Before you moved from Canada, you took a music course at York University. What initially turned you on to music outside of the western influence?

The very little exposure I had to Indian music instantly caught my ear. I think it's because I have a weak harmonic sense, I can't analyze chords, or things like that so, in general, jazz is a mystery to me. I think it was partly that, and I like the textural component of Indian music, there's an ambience approach to introductions in the pieces of music that I like a lot. It's a very emotional, passionate, and yet not dumb, music. And sometimes, you know, there is dumb rock, that appeals to the dumber side of people. Not always, by any means.

It was the first time I had encountered something that could say, 'well, this is music that affects your body, but also your spirit. Maybe soul music tries to do that, as well. But, in a way, we're quite a bit more subdivided, so we have classical, serious music, that you listen to with your head and then we have dance music, or rock and roll or whatever, that you listen to with your body. I suppose I was immediately attracted to the fact that those things were not mutually exclusive in music of other cultures.

Recently, you've been scoring movies: Heat, The Fires Of Kuwait, & Albino Alligator. What are the differences in your approach in, say, doing an instrumental album of your own, and doing a soundtrack?

When you do a soundtrack, it's a very collaborative process with the director, which I like. In a way, it's something to almost hide behind. If you do a solo album, you're kind of saying to the world 'okay, I think this is good, what do you think?' And then you wait.

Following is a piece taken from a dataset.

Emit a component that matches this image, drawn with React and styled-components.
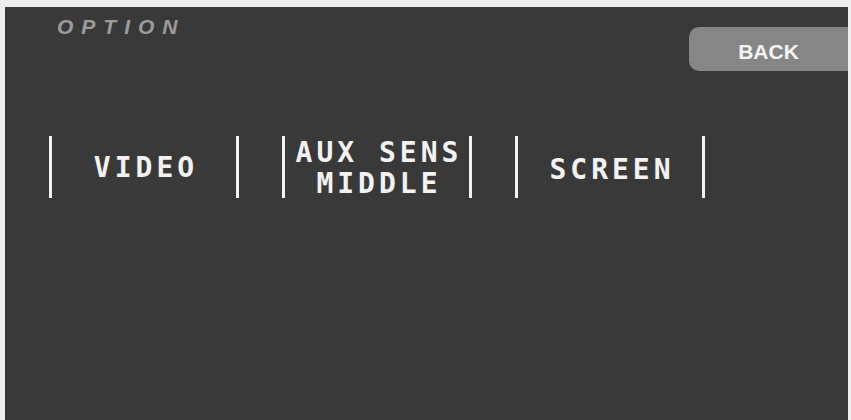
import React from 'react';
import styled, { createGlobalStyle } from 'styled-components';

const GlobalStyle = createGlobalStyle`
  html, body {
    margin: 0;
    padding: 0;
    background-color: #eeeeee;
  }
  body {
    font-family: 'Liberation Sans', Arial, sans-serif;
  }
`;

const options = [
  { id: 'video', label: ['VIDEO'] },
  { id: 'aux', label: ['AUX SENS', 'MIDDLE'], drop: 2 },
  { id: 'screen', label: ['SCREEN'], drop: 4 },
];

const App = () => {
  return (
    <>
      <GlobalStyle />
      <Frame>
        <Screen>
          <Header>
            <Title>OPTION</Title>
            <BackButton>BACK</BackButton>
          </Header>

          {/* 옵션 버튼 줄 */}
          <OptionRow>
            {options.map((opt) => (
              <OptionButton key={opt.id}>
                <OptionLabel $drop={opt.drop}>
                  {opt.label.map((line) => (
                    <LabelLine key={line}>{line}</LabelLine>
                  ))}
                </OptionLabel>
              </OptionButton>
            ))}
          </OptionRow>
        </Screen>
      </Frame>
    </>
  );
};

export default App;

// Styled components

const Frame = styled.div`
  width: 851px;
  height: 420px;
  padding: 7px 3px 0 5px;
  box-sizing: border-box;
  background-color: #eeeeee;
  overflow: hidden;
`;

const Screen = styled.div`
  width: 100%;
  height: 100%;
  background-color: #393939;
  display: flex;
  flex-direction: column;
`;

const Header = styled.div`
  display: flex;
  justify-content: space-between;
  align-items: flex-start;
`;

const Title = styled.p`
  margin: 9px 0 0 52px;
  font-size: 21px;
  line-height: 21px;
  font-style: italic;
  font-weight: bold;
  letter-spacing: 8px;
  color: #9c9c9c;
`;

const BackButton = styled.button`
  margin-top: 20px;
  width: 159px;
  height: 44px;
  border: none;
  border-radius: 10px 0 0 10px;
  background-color: #868686;
  color: #f4f4f4;
  font-family: 'Liberation Sans', Arial, sans-serif;
  font-size: 21px;
  font-weight: bold;
  padding: 6px 0 0;
  cursor: pointer;
`;

const OptionRow = styled.div`
  display: flex;
  gap: 43px;
  margin-top: 65px;
  padding-left: 44px;
`;

const OptionButton = styled.div`
  width: 190px;
  height: 62px;
  box-sizing: border-box;
  border-left: 3px solid #f2f2f2;
  border-right: 3px solid #f2f2f2;
  display: flex;
  align-items: center;
  justify-content: center;
`;

const OptionLabel = styled.div`
  display: flex;
  flex-direction: column;
  align-items: center;
  padding-top: ${(p) => p.$drop || 0}px;
  padding-left: 4px;
  font-family: 'DejaVu Sans Mono', 'Liberation Mono', monospace;
  font-size: 28px;
  font-weight: bold;
  letter-spacing: 4px;
  color: #f2f2f2;
  white-space: pre;
`;

const LabelLine = styled.span`
  display: block;
  height: 31px;
  line-height: 31px;
`;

When you do a soundtrack, you basically have the director there and you play them it and say, 'well, what do you think?' and they say 'Great! Fine. Done. Can you make it a little more this, or a little more that?' Or they say, 'No. It gives away too much. It needs something different.'

And so the whole feedback is so short, it's within a matter of hours sometimes; it's a much more immediate and rapid responding situation. That's a nice change. And, also, the only thing they care about is the emotional impact of the music. They don't care if it's in tune, in time, they don't care if it's distorted -- they don't care about any of that, they don't even hear any of that. And that's not a criticism, they just sort of say 'no, it doesn't feel right' or 'it's too menacing, or too threatening' or 'too happy' or whatever. And that's the other thing, that they speak in fairly emotional turns; it's a nice change, to not think of it in purely abstract musical terms.

Are you ever given rough cuts to follow?

Oh yeah. We're totally with that. They give you a video of how far they've got with the film and then they keep sending you new ones. Yeah, I just do it totally to picture.

In the case of Albino Alligator, the last track on it, the vocal was added by Michael Stipe on "ill Wind". You co-produced that with Flea, though it doesn't sound anything that one would imagine Flea producing, given his funk background. How did that collaboration come about? Was that for the film, or was that one of the songs inspired by the film?

Well, it was for the film but it was done very much towards the end of everything else. Kevin wanted to have a song for the closing credits. He approached Michael to sing it; originally Michael was going to write some lyrics for the opening credit music, but he just couldn't write. And he tried. I sent him some other things, he tried, spent about a week and said that he just felt dried up, and that maybe we should do a cover. He suggested "Ill Wind" but he didn't feel confident enough to sing it by himself, and he'd always wanted to work with Jimmy, so he suggested Jimmy Scott. And then, coincidentally, Michael was talking to Flea, who is a friend of his, and had just produced a track of Jimmy Scott's, so he suggested that we get Flea involved, because he'd worked with Jimmy before, so Flea did and we did it together. It was great. Really good people to work with. Flea's a really good musician, and he's interested in a wide range of things as well. I think, from his recorded output, you might not get that impression.

I think that's the case with a lot of popular musicians.

MB: Yeah. And it's partly because they have to stick to one thing to make momentum in that area. He's got a really wide range of interests, as does Michael.

On the soundtrack, there is music for the film, and music inspired by. How much music did you write for the film, and how much did you create to complete the soundtrack?

There's actually nothing that was done to finish off the soundtrack. There are two that were done for the film, but then were dropped because they decided not to have the music there, or they cut the scene. And then there's some music in the film that didn't really work with an album, as just sit down and listen to music. A lot of it, I kind of added to it afterwards, or extended, because in the film they are often like 20 seconds long; it felt too jittery, just jumping with these 20 second pieces of music, which I think worked in the film but, when you take the film away, it sort of felt like something was missing. So, I would often extend them and add stuff to them. But I don't think there was anything that was done... it was all strongly related to the film, but it wasn't like looking at the film and saying 'gee, that makes me want to write a song or something like that.

You tour infrequently, according to past press accounts. Do you have plans to have any live dates in the future?

I'd like to. I don't think it's economically practical at this point. Nusrat and I were going to do a tour but, because we were going to work with a band, we had to do gigs concentrated within a certain period of time, and his health wouldn't allow him to perform that frequently. Iarla and I may try to tour on the album that we're working on now. We'd both like to do that, and we could sort of do it as a two-man, or as a band; some of it's quite accessible stuff: songs in English, so that may happen. When I do solo touring -- I wouldn't mind doing more of it, but it's really hard to make it so it doesn't cost a lot of money. The last time I did an opening for Sylvian Fripp, and that worked really well because they got an extra musician in their band and I didn't have to pay to go on tour. It worked out for both of us.

Is there anything else that you'd like to add to this interview?

Not really, other than I would want you to stop watching T.V. We were talking about this, it's so bad. I don't mean that the quality of bad, it's just that the effect of it is really bad. I'm not particuarliy political or a social activist. I say this I guess because I've been in a hotel all week, and I don't have T.V. at home. Just seeing it, I sense the really bad propaganda.